Evaluating the Semantic Profiling Abilities of LLMs for Natural Language Utterances in Data Visualization
Hannah K. Bako, Arshnoor Bhutani, Xinyi Liu, Kwesi A. Cobbina, Zhicheng Liu
TL;DR
The study tackles the challenge of semantically profiling natural-language utterances for data visualization by evaluating four public LLMs on a 500-utterance corpus. It systematically measures three facets: uncertainty handling, relevant data context (attributes and transformations), and visualization-task inference. Findings reveal that while LLMs reliably extract data context and transformations in many cases, they are highly sensitive to utterance uncertainty and struggle to correctly infer visualization tasks, with substantial disagreement relative to human annotations.
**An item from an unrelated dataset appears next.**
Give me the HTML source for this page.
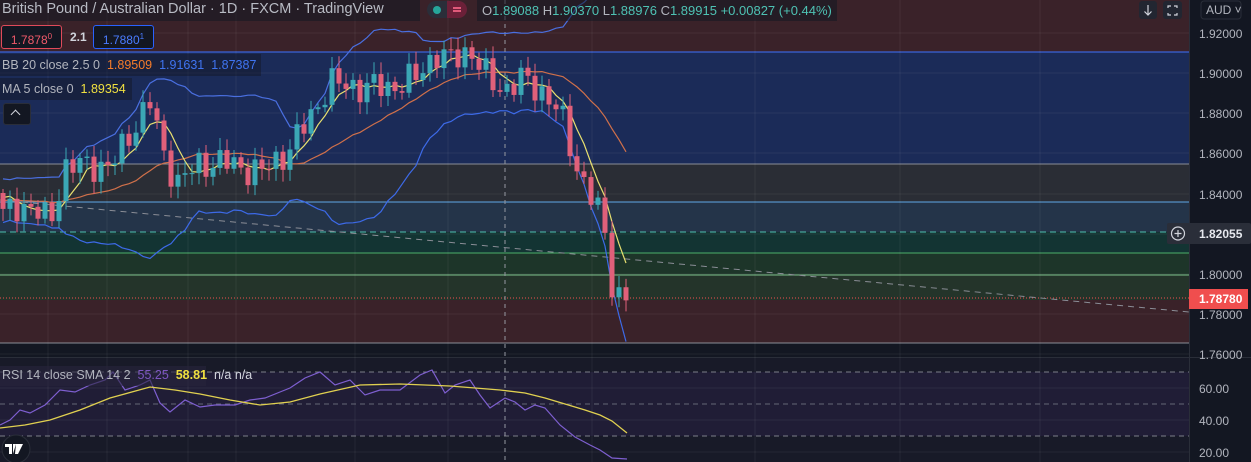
<!DOCTYPE html>
<html><head><meta charset="utf-8"><style>
html,body{margin:0;padding:0;background:#131722;width:1251px;height:462px;overflow:hidden;font-family:"Liberation Sans",sans-serif;}
#c{position:absolute;left:0;top:0}
.t{position:absolute;white-space:nowrap;font-size:13px;color:#b2b5be}
</style></head><body>
<svg id="c" width="1251" height="462" xmlns="http://www.w3.org/2000/svg">
<rect x="0" y="0" width="1251" height="462" fill="#131722"/>
<rect x="0" y="0" width="1189" height="52" fill="#3a2229"/>
<rect x="0" y="52" width="1189" height="112" fill="#1b2b58"/>
<rect x="0" y="164" width="1189" height="38" fill="#2a2d35"/>
<rect x="0" y="202" width="1189" height="30" fill="#243449"/>
<rect x="0" y="232" width="1189" height="21" fill="#133433"/>
<rect x="0" y="253" width="1189" height="22" fill="#1d3529"/>
<rect x="0" y="275" width="1189" height="25" fill="#24342a"/>
<rect x="0" y="300" width="1189" height="43" fill="#3a2229"/>
<rect x="0" y="358" width="1189" height="104" fill="#181a28"/>
<rect x="0" y="372" width="1189" height="64" fill="#201d36"/>
<line x1="0" y1="52" x2="1189" y2="52" stroke="#3b63d8" stroke-width="1.2"/>
<line x1="0" y1="164" x2="1189" y2="164" stroke="#8a8d96" stroke-width="1"/>
<line x1="0" y1="202" x2="1189" y2="202" stroke="#5fa8e6" stroke-width="1"/>
<line x1="0" y1="253" x2="1189" y2="253" stroke="#4caf6a" stroke-width="1"/>
<line x1="0" y1="275" x2="1189" y2="275" stroke="#7dc08a" stroke-width="1"/>
<line x1="0" y1="343" x2="1189" y2="343" stroke="#8a8d96" stroke-width="1"/>
<line x1="0" y1="232" x2="1170" y2="232" stroke="#4fc0b0" stroke-width="1" stroke-dasharray="6,4"/>
<line x1="0" y1="298" x2="1189" y2="298" stroke="#f05050" stroke-width="1" stroke-dasharray="1,2"/>
<line x1="0" y1="357.5" x2="1251" y2="357.5" stroke="#2a2e39" stroke-width="1"/>
<line x1="1189.5" y1="0" x2="1189.5" y2="462" stroke="#2a2e39" stroke-width="1"/>
<g id="grid" stroke="#ffffff" stroke-opacity="0.06"></g>
<line x1="0" y1="372" x2="1189" y2="372" stroke="#9598a1" stroke-dasharray="5,4" stroke-opacity="0.8"/>
<line x1="0" y1="404" x2="1189" y2="404" stroke="#9598a1" stroke-dasharray="5,4" stroke-opacity="0.6"/>
<line x1="0" y1="436" x2="1189" y2="436" stroke="#9598a1" stroke-dasharray="5,4" stroke-opacity="0.8"/>
<line x1="0" y1="200" x2="1189" y2="312" stroke="#8a8d96" stroke-dasharray="6,5"/>
<line x1="505" y1="0" x2="505" y2="462" stroke="#9598a1" stroke-dasharray="4,4"/>
<g id="lines"></g>
<g id="candles"></g>
<polyline fill="none" stroke="#7e5fd0" stroke-width="1.2" points="0,425 10,420 20,410 30,413 45,405 60,390 75,392 90,385 105,380 113,372 125,390 140,385 150,380 160,403 170,412 185,400 200,407 215,405 235,405 250,400 265,398 280,392 290,388 305,378 320,372 335,385 350,380 365,395 380,390 400,390 420,375 432,370 445,393 455,385 470,380 480,395 490,408 505,398 515,402 525,410 535,405 545,408 560,425 575,437 590,445 600,450 612,458 627,459"/>
<polyline fill="none" stroke="#e0d050" stroke-width="1.3" points="0,428 25,425 50,420 80,410 110,398 150,387 175,390 200,394 230,400 260,405 290,402 320,394 360,385 400,384 450,386 500,390 525,393 545,398 565,404 585,410 600,415 612,421 627,433"/>
<g font-family="Liberation Sans, sans-serif" font-size="12" fill="#b2b5be">
<text x="1199" y="38">1.92000</text>
<text x="1199" y="78">1.90000</text>
<text x="1199" y="118">1.88000</text>
<text x="1199" y="158">1.86000</text>
<text x="1199" y="199">1.84000</text>
<text x="1199" y="279">1.80000</text>
<text x="1199" y="319">1.78000</text>
<text x="1199" y="359">1.76000</text>
<text x="1199" y="393">60.00</text>
<text x="1199" y="425">40.00</text>
<text x="1199" y="457">20.00</text>
</g>
<rect x="1167" y="223" width="84" height="21" rx="2" fill="#2a2e39"/>
<circle cx="1178" cy="233.5" r="6.5" fill="none" stroke="#d1d4dc" stroke-width="1.2"/>
<path d="M1178 230v7M1174.5 233.5h7" stroke="#d1d4dc" stroke-width="1.2"/>
<text x="1199" y="238" font-size="12" font-weight="bold" fill="#e6e8ee" font-family="Liberation Sans, sans-serif">1.82055</text>
<rect x="1189" y="289" width="59" height="20" fill="#f04e4e"/>
<text x="1199" y="303" font-size="12" font-weight="bold" fill="#fff" font-family="Liberation Sans, sans-serif">1.78780</text>
<rect x="1139" y="1" width="18" height="18" rx="3" fill="#222631"/>
<path d="M1148 5v10M1144.5 11.5l3.5 3.5 3.5-3.5" stroke="#d1d4dc" stroke-width="1.2" fill="none"/>
<rect x="1163" y="1" width="19" height="18" rx="3" fill="#222631"/>
<path d="M1168 8v-2h3M1177 8v-2h-3M1168 13v2h3M1177 13v2h-3" stroke="#d1d4dc" stroke-width="1.2" fill="none"/>
<rect x="1201" y="1" width="40" height="18" rx="3" fill="#131722" stroke="#2a2e39"/>
<text x="1206" y="14" font-size="12" fill="#b2b5be" font-family="Liberation Sans, sans-serif">AUD ˅</text>
<circle cx="16" cy="449" r="14" fill="#131722" stroke="#2a2e39"/>
<path d="M5 444h7v10h-3v-7h-4zM13 444h3l-3 10zM16 444h7l-5 10h-3z" fill="#fff"/>
</svg>
<div class="t" style="left:0;top:0;height:21px;width:420px;background:rgba(19,23,34,0.55);"></div>
<div class="t" style="left:2px;top:1px;font-size:14.5px;color:#b8bbc4">British Pound / Australian Dollar · 1D · FXCM · TradingView</div>
<div style="position:absolute;left:427px;top:1px;width:40px;height:17px;border-radius:9px;background:#2a2e39"></div>
<div style="position:absolute;left:433px;top:6px;width:8px;height:8px;border-radius:4px;background:#26a69a"></div>
<div style="position:absolute;left:447px;top:1px;width:20px;height:17px;border-radius:0 9px 9px 0;background:#6b2038"></div>
<div style="position:absolute;left:453px;top:7px;width:8px;height:1.5px;background:#e05a7a;box-shadow:0 3px 0 #e05a7a"></div>
<div class="t" style="left:477px;top:0;height:21px;width:360px;background:rgba(19,23,34,0.55)"></div>
<div class="t" style="left:482px;top:3px;font-size:13px;color:#4ec2b4"><span style="color:#b2b5be">O</span>1.89088 <span style="color:#b2b5be">H</span>1.90370 <span style="color:#b2b5be">L</span>1.88976 <span style="color:#b2b5be">C</span>1.89915 +0.00827 (+0.44%)</div>
<div style="position:absolute;left:1px;top:25px;width:59px;height:22px;border:1px solid #e04a5a;border-radius:3px;background:#131722;color:#f05a6a;font-size:12px;line-height:22px;text-align:center">1.7878<sup style="font-size:8px">0</sup></div>
<div class="t" style="left:70px;top:30px;font-size:12px;color:#d1d4dc;font-weight:bold">2.1</div>
<div style="position:absolute;left:93px;top:25px;width:59px;height:22px;border:1px solid #2962ff;border-radius:3px;background:#131722;color:#4a7cff;font-size:12px;line-height:22px;text-align:center">1.7880<sup style="font-size:8px">1</sup></div>
<div class="t" style="left:0;top:54px;width:261px;height:22px;background:rgba(19,23,34,0.45)"></div>
<div class="t" style="left:2px;top:58px;font-size:12.5px">BB 20 close 2.5 0 &nbsp;<span style="color:#f57c2a">1.89509</span> &nbsp;<span style="color:#3f74f0">1.91631</span> &nbsp;<span style="color:#3f74f0">1.87387</span></div>
<div class="t" style="left:0;top:78px;width:132px;height:22px;background:rgba(19,23,34,0.45)"></div>
<div class="t" style="left:2px;top:82px;font-size:12.5px">MA 5 close 0 &nbsp;<span style="color:#f0e040">1.89354</span></div>
<div style="position:absolute;left:3px;top:103px;width:26px;height:20px;border-radius:3px;background:#131722;border:1px solid #2a2e39"></div>
<div style="position:absolute;left:12px;top:111px;width:6px;height:6px;border-left:1.5px solid #d1d4dc;border-top:1.5px solid #d1d4dc;transform:rotate(45deg)"></div>
<div class="t" style="left:0;top:366px;width:206px;height:20px;background:rgba(40,36,60,0.6)"></div>
<div class="t" style="left:2px;top:368px;font-size:12.5px">RSI 14 close SMA 14 2 &nbsp;<span style="color:#7e57c2">55.25</span> &nbsp;<span style="color:#f0e040;font-weight:bold">58.81</span> &nbsp;<span style="color:#d1d4dc">n/a n/a</span></div>
<script>
var NS="http://www.w3.org/2000/svg";
function el(p,t,a){var e=document.createElementNS(NS,t);for(var k in a)e.setAttribute(k,a[k]);p.appendChild(e);return e;}
var g=document.getElementById('grid');
[48,107,188,236,355,448,592,755,900,1040].forEach(function(x){el(g,'line',{x1:x,y1:0,x2:x,y2:462});});
[33,73,113,153,194,234,274,314,354,388,420,452].forEach(function(y){el(g,'line',{x1:0,y1:y,x2:1189,y2:y});});
var kp=[[0,1.828],[20,1.835],[50,1.826],[65,1.852],[90,1.855],[110,1.852],[130,1.87],[150,1.885],[165,1.858],[178,1.845],[200,1.855],[230,1.855],[260,1.85],[290,1.862],[310,1.878],[330,1.895],[360,1.893],[390,1.893],[415,1.897],[435,1.91],[450,1.906],[470,1.912],[490,1.895],[505,1.892],[520,1.897],[545,1.89],[560,1.88],[575,1.855],[590,1.84],[603,1.825],[612,1.795],[620,1.789],[628,1.789]];
function interp(x){for(var i=1;i<kp.length;i++){if(x<=kp[i][0]){var a=kp[i-1],b=kp[i];return a[1]+(b[1]-a[1])*(x-a[0])/(b[0]-a[0]);}}return kp[kp.length-1][1];}
function Y(p){return 33+(1.92-p)*2000;}
var N=90,cl=[],xs=[];
for(var i=0;i<N;i++){var x=3+i*7;xs.push(x);cl.push(interp(x)+0.006*Math.sin(i*2.3)+0.003*Math.cos(i*5.1));}
var pre=[];for(var i=0;i<25;i++)pre.push(1.84-0.0004*i+0.005*Math.sin(i*1.7));pre.reverse();
var all=pre.concat(cl),P=pre.length;
var cg=document.getElementById('candles');
for(var i=0;i<N;i++){var o=all[P+i-1],c=cl[i];var up=c>=o;var col=up?'#3ba7b5':'#e0607a';
var hi=Math.max(o,c)+0.002+0.004*Math.abs(Math.sin(i*3.7)),lo=Math.min(o,c)-0.002-0.004*Math.abs(Math.cos(i*2.9));
el(cg,'line',{x1:xs[i],y1:Y(hi),x2:xs[i],y2:Y(lo),stroke:col,'stroke-width':1});
var t=Y(Math.max(o,c)),h=Math.max(1,Math.abs(Y(o)-Y(c)));
el(cg,'rect',{x:xs[i]-2.5,y:t,width:5,height:h,fill:col});}
function sma(n,i){var s=0;for(var k=0;k<n;k++)s+=all[i-k];return s/n;}
function sd(n,i,m){var s=0;for(var k=0;k<n;k++)s+=(all[i-k]-m)*(all[i-k]-m);return Math.sqrt(s/n);}
var m5='',m20='',bu='',bl='';
for(var i=0;i<N;i++){var j=P+i,x=xs[i];var a=sma(5,j),b=sma(20,j),s=sd(20,j,b);
m5+=(i?'L':'M')+x+' '+Y(a).toFixed(1);m20+=(i?'L':'M')+x+' '+Y(b).toFixed(1);
bu+=(i?'L':'M')+x+' '+Y(b+2.5*s).toFixed(1);bl+=(i?'L':'M')+x+' '+Y(b-2.5*s).toFixed(1);}
var lg=document.getElementById('lines');
el(lg,'path',{d:bu,fill:'none',stroke:'#4a6fe0','stroke-width':1.2});
el(lg,'path',{d:bl,fill:'none',stroke:'#3d6ae8','stroke-width':1.2});
el(lg,'path',{d:m20,fill:'none',stroke:'#d0704a','stroke-width':1.2});
el(lg,'path',{d:m5,fill:'none',stroke:'#e8e070','stroke-width':1.2});
</script>
</body></html>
These insights point to targeted research directions for integrating LLMs into NLIs for visualization, emphasizing improved prompt design, robust code generation, and interactive clarification to better align with human intent.
Abstract
Automatically generating data visualizations in response to human utterances on datasets necessitates a deep semantic understanding of the data utterance, including implicit and explicit references to data attributes, visualization tasks, and necessary data preparation steps. Natural Language Interfaces (NLIs) for data visualization have explored ways to infer such information, yet challenges persist due to inherent uncertainty in human speech. Recent advances in Large Language Models (LLMs) provide an avenue to address these challenges, but their ability to extract the relevant semantic information remains unexplored. In this study, we evaluate four publicly available LLMs (GPT-4, Gemini-Pro, Llama3, and Mixtral), investigating their ability to comprehend utterances even in the presence of uncertainty and identify the relevant data context and visual tasks. Our findings reveal that LLMs are sensitive to uncertainties in utterances. Despite this sensitivity, they are able to extract the relevant data context. However, LLMs struggle with inferring visualization tasks. Based on these results, we highlight future research directions on using LLMs for visualization generation.